Patch repair of composites using Dielectric Barrier Discharge-induced heating and curing

Abstract

Here, we demonstrate a novel methodology of repairing cracks or damage points in carbon fiber reinforced composites (CFRCs) using Dielectric Barrier Discharge (DBD) generated plasma induced heating and curing. We observed that conductive carbon fibers heat up when exposed to DBD-generated plasma. This study involves the use of an epoxy-impregnated carbon fiber patch which is applied on the cracked or affected area of a composite to mitigate the damage. The DBD applicator generates an electric field plasma; when conductive carbon fibers are exposed to this plasma, an electric current is induced which leads to heating in the fibers.
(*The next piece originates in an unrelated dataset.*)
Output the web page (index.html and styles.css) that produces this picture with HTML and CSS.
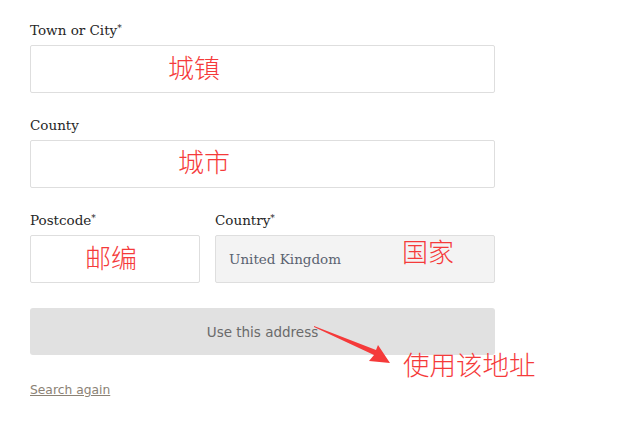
FILE: index.html
```html
<!DOCTYPE html>
<html lang="en">
<head>
    <meta charset="UTF-8">
    <meta name="viewport" content="width=device-width, initial-scale=1.0">
    <title>Address</title>
    <link rel="stylesheet" href="styles.css">
</head>
<body>
    <form class="address-form">
        <div class="field">
            <label>Town or City<sup>*</sup></label>
            <div class="box">
                <span class="note note-town">城镇</span>
            </div>
        </div>

        <div class="field">
            <label>County</label>
            <div class="box">
                <span class="note note-county">城市</span>
            </div>
        </div>

        <div class="row">
            <div class="field">
                <label>Postcode<sup>*</sup></label>
                <div class="box">
                    <span class="note note-post">邮编</span>
                </div>
            </div>
            <div class="field">
                <label>Country<sup>*</sup></label>
                <div class="box box-disabled">
                    <span class="value">United Kingdom</span>
                    <span class="note note-country">国家</span>
                </div>
            </div>
        </div>

        <div class="submit">
            <button type="button">Use this address</button>
            <svg class="arrow" width="100" height="60" viewBox="0 0 100 60">
                <polygon points="0,0 62,24 64,19 76,37 55,35 60,29 0,1" fill="#f53a3a"/>
            </svg>
            <span class="note note-use">使用该地址</span>
        </div>

        <a class="search" href="#">Search again</a>
    </form>
</body>
</html>
```

FILE: styles.css
```css
/* Global Styles */
body {
    margin: 0;
    padding: 20px 0 0 30px;
    background: #fff;
    font-family: "DejaVu Serif", Georgia, serif;
    color: #333;
}

.address-form {
    width: 465px;
}

/* Fields */
.field {
    margin-bottom: 22px;
}

.field label {
    display: block;
    font-size: 13.5px;
    line-height: 20px;
    margin-bottom: 5px;
    color: #262626;
}

.field label sup {
    font-size: 9px;
    line-height: 0;
    vertical-align: 4px;
}

.box {
    position: relative;
    height: 46px;
    border: 1px solid #dedede;
    border-radius: 2px;
    background: #fff;
    display: flex;
    align-items: center;
}

.box-disabled {
    background: #f3f3f3;
}

.box .value {
    padding-left: 13px;
    font-size: 13.5px;
    color: #5a6270;
}

.row {
    display: grid;
    grid-template-columns: 170px 1fr;
    gap: 15px;
}

/* Annotations */
.note {
    position: absolute;
    font-family: "Noto Sans CJK SC", sans-serif;
    font-weight: 300;
    font-size: 26px;
    line-height: 1;
    white-space: nowrap;
    color: #f53a3a;
}

.note-town { left: 137px; top: 8px; }
.note-county { left: 147px; top: 7px; }
.note-post { left: 54px; top: 8px; }
.note-country { left: 186px; top: 2px; }

/* Submit */
.submit {
    position: relative;
    margin-top: 3px;
}

.submit button {
    display: block;
    width: 100%;
    height: 47px;
    border: none;
    border-radius: 3px;
    background: #e1e1e1;
    color: #6a6a6a;
    font-family: "DejaVu Sans", sans-serif;
    font-size: 13.5px;
    cursor: pointer;
}

.arrow {
    position: absolute;
    left: 284px;
    top: 18px;
}

.note-use {
    left: 373px;
    top: 43px;
    font-size: 26.5px;
}

.search {
    display: inline-block;
    margin-top: 28px;
    font-family: "DejaVu Sans", sans-serif;
    font-size: 12.3px;
    color: #8b8275;
}
```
This heat from the fibers is transferred to the surrounding epoxy, thus curing the patch. This cured patch acts as a structural additive to the damaged part, significantly improving its mechanical properties and extending the part's lifetime. We investigated the heating response of bare fibers when exposed to DBD as a function of their electrical conductivity. X-ray Photoelectron Spectroscopy (XPS) was used to study the effect of plasma on the surface functionality of carbon fibers. Differential Scanning Calorimetry (DSC) experiments show that the glass transition temperature and degree of cure of the exposed patch can be controlled by adjusting the target temperature and residence time of the DBD generated plasma induced heating process. Furthermore, the mechanical properties of damaged and repaired samples were compared using tensile testing; a ∼78% increase in ultimate tensile strength of the DBD-repaired sample was observed compared to the damaged sample. This study establishes Dielectric Barrier Discharge as an energy-efficient, out-of-oven methodology for damage repair in carbon fiber composites.